Requirements:
Transcribe the listing word for word.

────

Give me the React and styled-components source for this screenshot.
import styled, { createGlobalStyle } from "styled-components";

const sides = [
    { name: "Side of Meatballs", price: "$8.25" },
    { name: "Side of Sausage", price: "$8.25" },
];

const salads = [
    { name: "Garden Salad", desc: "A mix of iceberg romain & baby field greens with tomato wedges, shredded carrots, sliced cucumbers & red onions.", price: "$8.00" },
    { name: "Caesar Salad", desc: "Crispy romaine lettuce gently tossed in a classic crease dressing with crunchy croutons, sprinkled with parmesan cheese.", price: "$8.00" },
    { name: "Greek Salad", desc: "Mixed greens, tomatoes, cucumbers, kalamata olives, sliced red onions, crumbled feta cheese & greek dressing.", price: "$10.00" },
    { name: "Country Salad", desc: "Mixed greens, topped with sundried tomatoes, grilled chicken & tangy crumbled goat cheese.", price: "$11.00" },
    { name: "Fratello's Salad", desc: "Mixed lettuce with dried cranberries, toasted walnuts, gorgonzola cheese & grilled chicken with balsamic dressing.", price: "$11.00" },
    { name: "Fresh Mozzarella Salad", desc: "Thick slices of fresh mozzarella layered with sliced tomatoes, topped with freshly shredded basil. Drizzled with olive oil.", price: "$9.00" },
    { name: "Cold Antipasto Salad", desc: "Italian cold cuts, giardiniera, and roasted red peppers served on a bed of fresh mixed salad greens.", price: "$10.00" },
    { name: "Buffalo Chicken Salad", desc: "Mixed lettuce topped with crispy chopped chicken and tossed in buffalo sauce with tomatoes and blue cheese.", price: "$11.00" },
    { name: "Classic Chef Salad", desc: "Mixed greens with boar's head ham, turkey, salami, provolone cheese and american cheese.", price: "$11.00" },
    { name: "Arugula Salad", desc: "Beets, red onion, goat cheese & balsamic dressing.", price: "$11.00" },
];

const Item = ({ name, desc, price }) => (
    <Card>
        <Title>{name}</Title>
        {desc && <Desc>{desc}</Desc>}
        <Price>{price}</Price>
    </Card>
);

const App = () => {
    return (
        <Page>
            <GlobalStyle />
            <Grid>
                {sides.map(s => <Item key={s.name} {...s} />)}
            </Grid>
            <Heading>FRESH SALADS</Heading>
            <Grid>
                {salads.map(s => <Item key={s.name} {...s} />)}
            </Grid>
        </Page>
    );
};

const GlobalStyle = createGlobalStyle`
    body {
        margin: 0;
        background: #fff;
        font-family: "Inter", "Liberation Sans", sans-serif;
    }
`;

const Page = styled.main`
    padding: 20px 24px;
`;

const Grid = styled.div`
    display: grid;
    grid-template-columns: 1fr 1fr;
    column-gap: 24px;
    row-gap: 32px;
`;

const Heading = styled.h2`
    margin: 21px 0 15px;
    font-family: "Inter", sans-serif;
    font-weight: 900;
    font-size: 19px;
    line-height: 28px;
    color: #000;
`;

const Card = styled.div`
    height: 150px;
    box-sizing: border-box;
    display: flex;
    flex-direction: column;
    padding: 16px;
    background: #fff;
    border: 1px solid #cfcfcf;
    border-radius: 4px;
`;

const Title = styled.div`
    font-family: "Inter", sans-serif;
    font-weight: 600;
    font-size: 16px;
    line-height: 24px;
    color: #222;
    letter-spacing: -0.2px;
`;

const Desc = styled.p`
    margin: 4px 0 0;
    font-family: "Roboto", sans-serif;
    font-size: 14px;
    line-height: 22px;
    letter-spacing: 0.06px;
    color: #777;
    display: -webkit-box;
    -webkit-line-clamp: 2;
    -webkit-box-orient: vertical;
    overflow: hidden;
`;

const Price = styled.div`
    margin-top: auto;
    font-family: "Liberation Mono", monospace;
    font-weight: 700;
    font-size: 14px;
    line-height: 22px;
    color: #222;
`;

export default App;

────

Result for this exercise:
Give me the React and styled-components source for this screenshot.
import styled, { createGlobalStyle } from "styled-components";

const sides = [
    { name: "Side of Meatballs", price: "$8.25" },
    { name: "Side of Sausage", price: "$8.25" },
];

const salads = [
    { name: "Garden Salad", desc: "A mix of iceberg romain & baby field greens with tomato wedges, shredded carrots, sliced cucumbers & red onions.", price: "$8.00" },
    { name: "Caesar Salad", desc: "Crispy romaine lettuce gently tossed in a classic crease dressing with crunchy croutons, sprinkled with parmesan cheese.", price: "$8.00" },
    { name: "Greek Salad", desc: "Mixed greens, tomatoes, cucumbers, kalamata olives, sliced red onions, crumbled feta cheese & greek dressing.", price: "$10.00" },
    { name: "Country Salad", desc: "Mixed greens, topped with sundried tomatoes, grilled chicken & tangy crumbled goat cheese.", price: "$11.00" },
    { name: "Fratello's Salad", desc: "Mixed lettuce with dried cranberries, toasted walnuts, gorgonzola cheese & grilled chicken with balsamic dressing.", price: "$11.00" },
    { name: "Fresh Mozzarella Salad", desc: "Thick slices of fresh mozzarella layered with sliced tomatoes, topped with freshly shredded basil. Drizzled with olive oil.", price: "$9.00" },
    { name: "Cold Antipasto Salad", desc: "Italian cold cuts, giardiniera, and roasted red peppers served on a bed of fresh mixed salad greens.", price: "$10.00" },
    { name: "Buffalo Chicken Salad", desc: "Mixed lettuce topped with crispy chopped chicken and tossed in buffalo sauce with tomatoes and blue cheese.", price: "$11.00" },
    { name: "Classic Chef Salad", desc: "Mixed greens with boar's head ham, turkey, salami, provolone cheese and american cheese.", price: "$11.00" },
    { name: "Arugula Salad", desc: "Beets, red onion, goat cheese & balsamic dressing.", price: "$11.00" },
];

const Item = ({ name, desc, price }) => (
    <Card>
        <Title>{name}</Title>
        {desc && <Desc>{desc}</Desc>}
        <Price>{price}</Price>
    </Card>
);

const App = () => {
    return (
        <Page>
            <GlobalStyle />
            <Grid>
                {sides.map(s => <Item key={s.name} {...s} />)}
            </Grid>
            <Heading>FRESH SALADS</Heading>
            <Grid>
                {salads.map(s => <Item key={s.name} {...s} />)}
            </Grid>
        </Page>
    );
};

const GlobalStyle = createGlobalStyle`
    body {
        margin: 0;
        background: #fff;
        font-family: "Inter", "Liberation Sans", sans-serif;
    }
`;

const Page = styled.main`
    padding: 20px 24px;
`;

const Grid = styled.div`
    display: grid;
    grid-template-columns: 1fr 1fr;
    column-gap: 24px;
    row-gap: 32px;
`;

const Heading = styled.h2`
    margin: 21px 0 15px;
    font-family: "Inter", sans-serif;
    font-weight: 900;
    font-size: 19px;
    line-height: 28px;
    color: #000;
`;

const Card = styled.div`
    height: 150px;
    box-sizing: border-box;
    display: flex;
    flex-direction: column;
    padding: 16px;
    background: #fff;
    border: 1px solid #cfcfcf;
    border-radius: 4px;
`;

const Title = styled.div`
    font-family: "Inter", sans-serif;
    font-weight: 600;
    font-size: 16px;
    line-height: 24px;
    color: #222;
    letter-spacing: -0.2px;
`;

const Desc = styled.p`
    margin: 4px 0 0;
    font-family: "Roboto", sans-serif;
    font-size: 14px;
    line-height: 22px;
    letter-spacing: 0.06px;
    color: #777;
    display: -webkit-box;
    -webkit-line-clamp: 2;
    -webkit-box-orient: vertical;
    overflow: hidden;
`;

const Price = styled.div`
    margin-top: auto;
    font-family: "Liberation Mono", monospace;
    font-weight: 700;
    font-size: 14px;
    line-height: 22px;
    color: #222;
`;

export default App;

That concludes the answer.